MIDS 461: Change Management
- 3.0
Change is an inherent dimension of organizational life-new policies, regulations, technologies, people, products, competitors, markets, processes, physical facilities...the list goes on. Consequently, the abilities to adapt to and manage technical and organizational changes are critical managerial competencies. This course aims to provide a framework for planning, analyzing, and managing those changes over which you as a manager will have some control. Though our discussions will focus on technology-enabled and technology-related change, the intention is to equip you with a process model, tools, and guiding principles that can be applied more generally to other change processes.

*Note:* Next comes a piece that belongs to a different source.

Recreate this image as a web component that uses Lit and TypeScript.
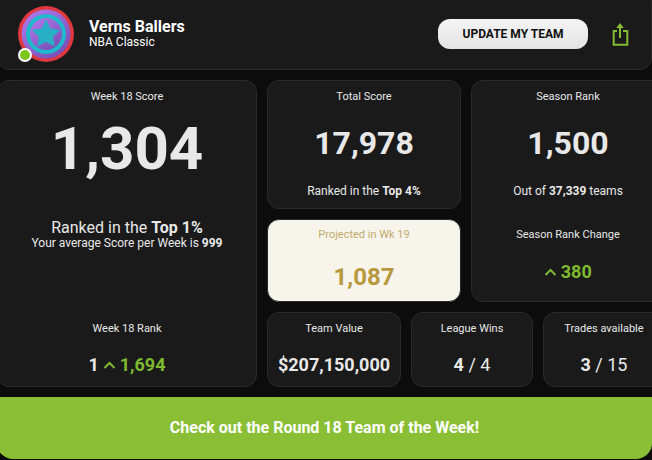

ORBH 403: Dev Interperson Skill For Mgrs
- 3.0
This course is intended to sharpen students' skills in the art of relating successfully to other individuals and groups. The course uses an intensive group experience to make students more aware of how their actions affect others, more capable of giving and receiving interpersonal feedback, and more cognizant of processes through which groups work. Several Saturday classes.
ORBH 412: Organizational Analysis
- 3.00
This course studies organizational analysis through appreciative inquiry. It explores multiple frame works for understanding the complexity of organizational life. Students form teams and conduct appreciative studies across industries. This course also addresses questions of organizational change (how to move from theory/ideal to practice). Learning is experiential in nature.
ORBH 450: Executive Leadership
- 3.00
This course explores answers to questions such as: Who are leaders? Are they different than managers, heroes and heroines? How do the effective ones think and act? What situations create leaders, foster their emergence or provide opportunities? What makes us want to follow them? What are the personal pits of being a leader (i.e., sex, drugs, alcohol, insomnia, ulcers, etc.)? How are leaders developed? Case studies, self-study and at-work projects will be the primary methods used in the course.
ORBH 460: Women In Organizations
- 3.0
This course addresses important leadership and management issues concerning women in organizations. The course provides complex understandings of issues pertinent to professional women and work such as sex role typing, sex-based discrimination, equal pay, sexual harassment, work-family balance, women's leadership and women's career issues and development. The course helps students increase self-knowledge about their own values and practices as well as enhance their capabilities as leaders and managers. We will examine the opportunities, challenges, trade-offs, and organizational dynamics experienced by women in work settings, as well as the interpersonal, organizational, and societal structures and processes impacting women in organizations. Through a variety of course methods, students gain greater awareness of the gendered nature of work and organizations and learn effective strategies for women's career progress and effective participation in organizations.
ORBH 470: Leading Change from a Complexity Perspective
- 3.00
In this course, we will continuously attempt to answer two questions: (1) What is the process of sustained, desirable change? and (2) What is the role of a leader? Concepts from complexity theory will be used, including understanding the multilevel nature of SDC at the individual, dyad, team, organization, community, country, and global levels. Intentional Change Theory (ICT) will be used as the organizing concept for the changes studied.
ORBH 488: Leadership & Global Agenda
- 3.0
This course will attempt to develop leadership values and competencies in Organization (OD) within the global arena. Objectives for the course include: (1) developing an executive view of the state of the world; (2) building skills in appreciative inquiry for researching best practices of organizations to maintain sustainable economic development; (3) learning how to build organizational capacities for responding to the global agenda for change; and (4) developing a global consciousness to a larger set of global values to provide a vision for a better world and the potentials of our organizations to assist in realizing such a vision.
ORBH 491: Managing Diversity and Inclusion
- 3.00
This course addresses workforce diversity issues from individual, group, and organizational perspectives. The focus is on innovative ways of utilizing today's culturally expanding workforce. Emphasis is on the "what and how" for managers in developing a corporate culture that embraces diversity, helping them in learning to work with, supervise and tap the talent of diverse employees within their organizations. Included are methods for modifying systems to attract, retain, develop, and capitalize on benefits of the new workforce demographics. A retreat experience is part of this course and is required of all participants.
PLCY 494: Managerial Consultancy
- 3.00
Students will learn to match consulting methodologies with client needs and employ a step by step strategy development process applied to actual companies which are semester-long clients of the class. Accelerated career strategies in the consultancy business are featured as well as tactics for getting hired in the first place. The course views consultancy as a role rather than career and conceptualizes consultancy as a process of optimizing an organization's value creation potential and competitive advantage. Students should be able to apply the concepts regardless of career choice. Exposure to senior practicing consultants is featured.
PLCY 496: Strateg Planning & Control Sys
- 3.0
This course introduces the principal tools of strategy implementation, namely the design of organization structures, the use of formal planning and control systems, and the design of measurement and reward systems. The importance of organizational context (small vs. large, for profit vs. not-for-profit, manufacturing vs. service, etc.) and the need to tailor systems to the context of the organization are emphasized. New and emergent organizational forms and their role in strategy development and implementation are reviewed. Cases and readings are the principal pedagogical methods utilized. Students work in small project teams, study the operation and effectiveness of systems for strategic control in organizations, and present the results of their analysis in class presentations.